1 Though I speak with the tongues of men and of angels, but have not love, I have become sounding brass or a clanging cymbal. 2 And though I have the gift of prophecy, and understand all mysteries and all knowledge, and though I have all faith, so that I could remove mountains, but have not love, I am nothing. 3 And though I bestow all my goods to feed the poor, and though I give my body to be burned, but have not love, it profits me nothing.

4 Love suffers long and is kind; love does not envy; love does not parade itself, is not puffed up; 5 does not behave rudely, does not seek its own, is not provoked, thinks no evil; 6 does not rejoice in iniquity, but rejoices in the truth; 7 bears all things, believes all things, hopes all things, endures all things.

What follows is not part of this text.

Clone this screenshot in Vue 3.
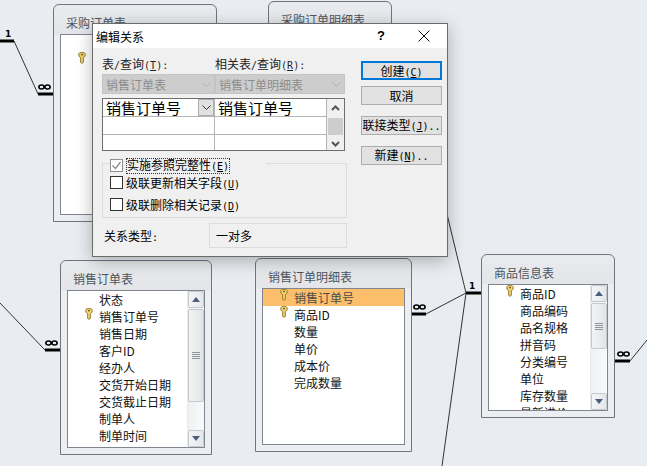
<script setup>
const tables = [
  { name: '采购订单表', x: 53, y: 4, w: 164, h: 218, fields: [{ text: '', key: false }, { text: '', key: true }], scroll: false },
  { name: '采购订单明细表', x: 268, y: 1, w: 124, h: 60, fields: [], scroll: false },
  {
    name: '销售订单表', x: 60, y: 260, w: 152, h: 195, scroll: true, thumb: 93,
    fields: [
      { text: '状态' }, { text: '销售订单号', key: true }, { text: '销售日期' }, { text: '客户ID' }, { text: '经办人' },
      { text: '交货开始日期' }, { text: '交货截止日期' }, { text: '制单人' }, { text: '制单时间' }, { text: '审核人' }
    ]
  },
  {
    name: '销售订单明细表', x: 255, y: 258, w: 157, h: 194, scroll: false,
    fields: [
      { text: '销售订单号', key: true, active: true }, { text: '商品ID', key: true }, { text: '数量' },
      { text: '单价' }, { text: '成本价' }, { text: '完成数量' }
    ]
  },
  {
    name: '商品信息表', x: 481, y: 254, w: 134, h: 164, scroll: true, thumb: 46,
    fields: [
      { text: '商品ID', key: true }, { text: '商品编码' }, { text: '品名规格' }, { text: '拼音码' },
      { text: '分类编号' }, { text: '单位' }, { text: '库存数量' }, { text: '最新进价' }
    ]
  }
]

// thick end stubs and thin joins between the tables
const stubs = [
  [0, 41, 14, 41], [38, 94, 53, 94], [45, 350, 60, 350],
  [411, 314, 426, 314], [466, 293, 481, 293], [615, 361, 630, 361]
]
const links = [
  [14, 41, 38, 94], [0, 303, 45, 350], [426, 314, 466, 293],
  [466, 293, 442, 466], [466, 293, 446, 210], [630, 361, 647, 340]
]
const ones = [[5, 37], [469, 289]]
const manys = [[44.5, 89], [419.5, 309], [51.5, 345], [623.5, 356]]

function place(t) {
  return { left: t.x + 'px', top: t.y + 'px', width: t.w + 'px', height: t.h + 'px' }
}
</script>

<template>
  <div class="canvas">
    <svg class="lines" width="647" height="466">
      <line v-for="(l, i) in links" :key="'l' + i" :x1="l[0]" :y1="l[1]" :x2="l[2]" :y2="l[3]" stroke="#333" stroke-width="1" />
      <line v-for="(s, i) in stubs" :key="'s' + i" :x1="s[0]" :y1="s[1]" :x2="s[2]" :y2="s[3]" stroke="#000" stroke-width="3" />
      <text v-for="(o, i) in ones" :key="'o' + i" :x="o[0]" :y="o[1]" class="one">1</text>
      <g v-for="(m, i) in manys" :key="'m' + i" fill="none" stroke="#000" stroke-width="1.6">
        <ellipse :cx="m[0] - 3" :cy="m[1] - 2" rx="2.6" ry="2" />
        <ellipse :cx="m[0] + 3" :cy="m[1] - 2" rx="2.6" ry="2" />
      </g>
    </svg>

    <div v-for="t in tables" :key="t.name" class="table-win" :style="place(t)">
      <div class="table-title">{{ t.name }}</div>
      <div class="table-list">
        <div class="rows">
          <div v-for="(f, i) in t.fields" :key="i" class="row" :class="{ active: f.active }">
            <svg v-if="f.key" class="key" width="8" height="12" viewBox="0 0 9 13">
              <path d="M1 1.5 2 .5h5l1 1v3L6 6v5.500L4.500 12.500 3 11.500V6L1 4.500z" fill="#f2d675" stroke="#8a6d1f" stroke-width="1" />
              <rect x="3.500" y="2" width="2" height="1.500" fill="#6b5514" />
            </svg>
            <span class="field">{{ f.text }}</span>
          </div>
        </div>
        <div v-if="t.scroll" class="vbar">
          <div class="sbtn"><i class="tri up"></i></div>
          <div class="thumb" :style="{ height: t.thumb + 'px' }"><b></b><b></b><b></b><b></b></div>
          <div class="track"></div>
          <div class="sbtn"><i class="tri down"></i></div>
        </div>
      </div>
    </div>

    <div class="dialog">
      <div class="dlg-title">
        <span class="dlg-name">编辑关系</span>
        <span class="dlg-help">?</span>
        <svg class="dlg-close" width="12" height="12" viewBox="0 0 12 12">
          <path d="M.5.5l11 11M11.500.5l-11 11" stroke="#111" stroke-width="1" fill="none" />
        </svg>
      </div>
      <div class="dlg-body">
        <div class="dlg-left">
          <div class="head-row">
            <span class="col-a">表<span class="hot">/</span>查询<span class="hot">(<u>T</u>):</span></span>
            <span>相关表<span class="hot">/</span>查询<span class="hot">(<u>R</u>):</span></span>
          </div>
          <div class="combo-row">
            <div class="combo col-a">销售订单表
              <svg width="9" height="5" viewBox="0 0 9 5"><path d="M.5.5l4 4 4-4" fill="none" stroke="#b0b0b0" /></svg>
            </div>
            <div class="combo col-b">销售订单明细表
              <svg width="9" height="5" viewBox="0 0 9 5"><path d="M.5.5l4 4 4-4" fill="none" stroke="#b0b0b0" /></svg>
            </div>
          </div>
          <div class="grid">
            <div class="grid-cells">
              <div class="cell c1 big">销售订单号
                <span class="drop"><svg width="9" height="5" viewBox="0 0 9 5"><path d="M.5.5l4 4 4-4" fill="none" stroke="#333" /></svg></span>
              </div>
              <div class="cell c2 big">销售订单号</div>
              <div class="cell c1"></div>
              <div class="cell c2"></div>
              <div class="cell c1 last"></div>
              <div class="cell c2 last"></div>
            </div>
            <div class="grid-bar">
              <svg width="9" height="6" viewBox="0 0 9 6"><path d="M1 5l3.500-3.500L8 5" fill="none" stroke="#555" stroke-width="2" /></svg>
              <div class="grid-thumb"></div>
              <svg width="9" height="6" viewBox="0 0 9 6"><path d="M1 1l3.500 3.500L8 1" fill="none" stroke="#555" stroke-width="2" /></svg>
            </div>
          </div>
          <fieldset class="group">
            <legend class="legend">
              <span class="check dim">
                <svg width="11" height="11" viewBox="0 0 11 11"><path d="M1.500 5.500l3 3 5-6.500" fill="none" stroke="#8a8a8a" stroke-width="1.300" /></svg>
              </span>
              <span class="focus">实施参照完整性<span class="hot">(<u>E</u>)</span></span>
            </legend>
            <div class="check-row first"><span class="check"></span><span>级联更新相关字段<span class="hot">(<u>U</u>)</span></span></div>
            <div class="check-row"><span class="check"></span><span>级联删除相关记录<span class="hot">(<u>D</u>)</span></span></div>
          </fieldset>
          <div class="type-row">
            <span class="type-label">关系类型<span class="hot">:</span></span>
            <div class="type-box">一对多</div>
          </div>
        </div>
        <div class="dlg-right">
          <button class="btn primary">创建<span class="hot">(<u>C</u>)</span></button>
          <button class="btn">取消</button>
          <button class="btn gap">联接类型<span class="hot">(<u>J</u>)..</span></button>
          <button class="btn gap">新建<span class="hot">(<u>N</u>)..</span></button>
        </div>
      </div>
    </div>
  </div>
</template>

<style scoped>
.canvas {
  position: relative;
  width: 647px;
  height: 466px;
  overflow: hidden;
  background: #e9edf1;
  font-family: "Noto Sans CJK SC", "Liberation Sans", sans-serif;
  font-size: 12px;
  color: #000;
}
.lines {
  position: absolute;
  left: 0;
  top: 0;
}
.one {
  font-family: "DejaVu Sans", sans-serif;
  font-size: 9px;
  font-weight: 700;
}
.table-win {
  position: absolute;
  box-sizing: border-box;
  display: flex;
  flex-direction: column;
  padding: 0 6px 6px;
  border: 1px solid #6f7680;
  border-radius: 6px 6px 0 0;
  background: linear-gradient(#e9ebee, #e3e5e8 29px, #eceef1 30px);
}
.table-title {
  height: 29px;
  flex: none;
  padding: 8px 6px 0;
  box-sizing: border-box;
  line-height: 20px;
  color: #4c5560;
  white-space: nowrap;
}
.table-list {
  flex: 1;
  min-height: 0;
  display: flex;
  border: 1px solid #7f8690;
  background: #fff;
  overflow: hidden;
}
.rows {
  flex: 1;
  min-width: 0;
  overflow: hidden;
}
.row {
  position: relative;
  height: 17px;
  line-height: 17px;
  padding-left: 31px;
  white-space: nowrap;
  color: #111;
}
.row.active {
  background: #fdbf6c;
  color: #4a4a4a;
}
.key {
  position: absolute;
  left: 17px;
  top: 0;
}
.vbar {
  width: 16px;
  flex: none;
  display: flex;
  flex-direction: column;
  margin: 0;
  background: linear-gradient(90deg, #eef0f2, #f9fafb);
  border-left: 1px solid #e8eaed;
}
.sbtn {
  height: 17px;
  flex: none;
  box-sizing: border-box;
  border: 1px solid #c4c9cf;
  border-radius: 2px;
  background: linear-gradient(90deg, #f4f5f7, #e4e7ea);
  display: flex;
  align-items: center;
  justify-content: center;
}
.tri {
  width: 0;
  height: 0;
  border-left: 4px solid transparent;
  border-right: 4px solid transparent;
}
.tri.up {
  border-bottom: 5px solid #4d5d80;
}
.tri.down {
  border-top: 5px solid #4d5d80;
}
.thumb {
  flex: none;
  box-sizing: border-box;
  margin-top: 1px;
  border: 1px solid #c4c9cf;
  border-radius: 2px;
  background: linear-gradient(90deg, #f2f3f5, #e2e5e8);
  display: flex;
  flex-direction: column;
  align-items: center;
  justify-content: center;
  gap: 1px;
}
.thumb b {
  display: block;
  width: 8px;
  height: 1px;
  background: #8f97a3;
}
.track {
  flex: 1;
}

.dialog {
  position: absolute;
  left: 92px;
  top: 23px;
  width: 356px;
  height: 234px;
  box-sizing: border-box;
  display: flex;
  flex-direction: column;
  background: #f0f0f0;
  border: 1px solid #6b6b6b;
  box-shadow: 0 4px 16px rgba(0, 0, 0, 0.28);
}
.dlg-title {
  position: relative;
  height: 24px;
  flex: none;
  background: #fff;
  display: flex;
  align-items: center;
}
.dlg-name {
  margin-left: 3px;
}
.dlg-help {
  position: absolute;
  left: 284px;
  top: 4px;
  font: 700 13px "Liberation Sans", sans-serif;
}
.dlg-close {
  position: absolute;
  left: 325px;
  top: 6px;
}
.dlg-body {
  flex: 1;
  display: flex;
  padding: 6px 0 0 9px;
}
.dlg-left {
  width: 245px;
  flex: none;
}
.hot {
  font-family: "DejaVu Sans Mono", monospace;
  font-size: 10px;
}
.head-row {
  height: 20px;
  line-height: 20px;
  display: flex;
  white-space: nowrap;
  color: #222;
}
.col-a {
  width: 113px;
  flex: none;
}
.combo-row {
  display: flex;
  width: 243px;
}
.combo {
  box-sizing: border-box;
  height: 20px;
  display: flex;
  align-items: center;
  justify-content: space-between;
  padding: 0 3px 0 3px;
  background: #cdcdcd;
  color: #8c8c8c;
  border: 1px solid #c4c4c4;
  white-space: nowrap;
}
.col-b {
  flex: 1;
}
.grid {
  width: 243px;
  height: 53px;
  margin-top: 4px;
  box-sizing: border-box;
  border: 1px solid #6e6e6e;
  background: #fff;
  display: flex;
}
.grid-cells {
  flex: 1;
  display: grid;
  grid-template-columns: 112px 1fr;
  grid-template-rows: 18px 18px 1fr;
  min-width: 0;
}
.cell {
  box-sizing: border-box;
  border-bottom: 1px solid #b4b4b4;
  display: flex;
  align-items: center;
  justify-content: space-between;
  white-space: nowrap;
}
.cell.c1 {
  border-right: 1px solid #b4b4b4;
}
.cell.last {
  border-bottom: 0;
}
.big {
  font-size: 15px;
  padding-left: 3px;
  line-height: 15px;
}
.drop {
  width: 16px;
  height: 17px;
  box-sizing: border-box;
  background: #e1e1e1;
  border: 1px solid #adadad;
  display: flex;
  align-items: center;
  justify-content: center;
}
.grid-bar {
  width: 18px;
  flex: none;
  border-left: 1px solid #b4b4b4;
  background: #f0f0f0;
  display: flex;
  flex-direction: column;
  align-items: center;
  justify-content: space-between;
  padding: 6px 0 3px;
  box-sizing: border-box;
}
.grid-thumb {
  width: 15px;
  height: 17px;
  background: #cdcdcd;
}
.group {
  width: 245px;
  height: 59px;
  margin: 8px 0 0;
  padding: 0 0 0 7px;
  box-sizing: border-box;
  border: 1px solid #dcdcdc;
  border-radius: 0;
  min-width: 0;
}
.legend {
  width: 156px;
  box-sizing: border-box;
  padding: 0;
  margin-left: 0;
  display: flex;
  align-items: flex-start;
  gap: 2px;
  height: 8px;
  line-height: 14px;
  white-space: nowrap;
}
.focus {
  outline: 1px dotted #333;
  outline-offset: -1px;
  padding: 0 1px;
  margin-top: -1px;
}
.check-row {
  display: flex;
  align-items: center;
  gap: 2px;
  height: 14px;
  margin-top: 8px;
  white-space: nowrap;
}
.check-row.first {
  margin-top: 8px;
}
.check {
  box-sizing: border-box;
  width: 13px;
  height: 13px;
  flex: none;
  border: 1px solid #333;
  background: #fff;
  display: inline-flex;
  margin-right: 1px;
}
.check.dim {
  border-color: #8f8f8f;
}
.type-row {
  display: flex;
  align-items: center;
  margin-top: 5px;
}
.type-label {
  width: 107px;
  flex: none;
  padding-left: 2px;
  box-sizing: border-box;
}
.type-box {
  width: 138px;
  height: 25px;
  box-sizing: border-box;
  border: 1px solid #dcdcdc;
  line-height: 23px;
  padding-left: 6px;
}
.dlg-right {
  display: flex;
  flex-direction: column;
  margin-left: 14px;
  padding-top: 7px;
}
.btn {
  width: 81px;
  height: 19px;
  box-sizing: border-box;
  padding: 0;
  margin: 0 0 6px;
  border: 1px solid #adadad;
  border-radius: 0;
  background: #e1e1e1;
  font: inherit;
  line-height: 16px;
  color: #000;
  white-space: nowrap;
}
.btn.primary {
  border: 2px solid #0078d7;
}
.btn.gap {
  margin: 5px 0 6px;
}
</style>

<style>
html, body {
  margin: 0;
  background: #e9edf1;
}
</style>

8 Love never fails. But whether there are prophecies, they will fail; whether there are tongues, they will cease; whether there is knowledge, it will vanish away. 9 For we know in part and we prophesy in part. 10 But when that which is perfect has come, then that which is in part will be done away.

11 When I was a child, I spoke as a child, I understood as a child, I thought as a child; but when I became a man, I put away childish things. 12 For now we see in a mirror, dimly, but then face to face. Now I know in part, but then I shall know just as I also am known.

13 And now abide faith, hope, love, these three; but the greatest of these is love.